As well as the perfume atomiser, Florjancic's inventions include plastic ice-skates and the plastic photographic slide frame.
He also designed a treadmill for skiing and a cigarette lighter with a side ignition that was used in numerous James Bond films. "I patented 400 inventions, and 41 of them I managed to bring to life," he said.
But not all of his efforts went to plan. In 1957, he sketched a prototype of the airbag but failed to overcome the issue of it repeatedly exploding. "I tried out my prototype, the valve slipped and it exploded. So I said 'bye bye', withdrew the patent, and forgot about it," he said.
Another nearly moment came when he almost invented the plastic zipper. "We washed it, and everything was perfect," he told the BBC in 2011. "Then we ironed the jacket - but we couldn't get the zipper open any more because it had melted. The champagne we had ready to celebrate we drank in sorrow, not in success."
The zipper was later re-invented by someone who used tougher materials, and Florjancic earned nothing.
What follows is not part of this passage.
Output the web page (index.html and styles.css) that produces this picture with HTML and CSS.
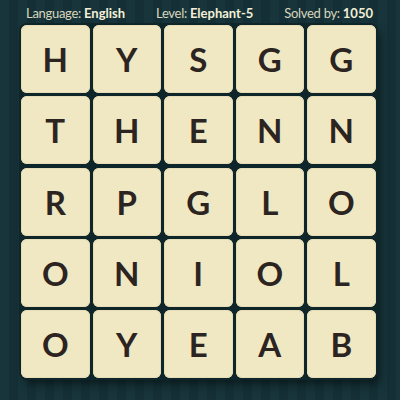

It was added to the list of near misses that also included drinking-straw holders and a shoe guard for drivers who wanted to prevent their heels from getting scuffed.
Despite these failures he made enough money, namely from a machine that could inject plastic into moulds, to live a life of relative luxury. Florjancic also stubbornly refused to plan for his retirement - insisting instead that he would work until the end.
He eventually returned to his native Bled in 1998. "I told my mother that I would come back to Bled to die. I thought that was going to be back in 2000," he joked in 2011.
He worked into his nineties, still creating and writing several books. "I'm only 90 years old," he told Deutsche Welle. "I'm still inventing things - I work all day long." In his later years he also worked to promote invention and innovation among young people.
"I've had a great life, so much living, full of all these things," he said. "Sometimes I wonder what I would do if I were born again. I reckon I would have done something similar."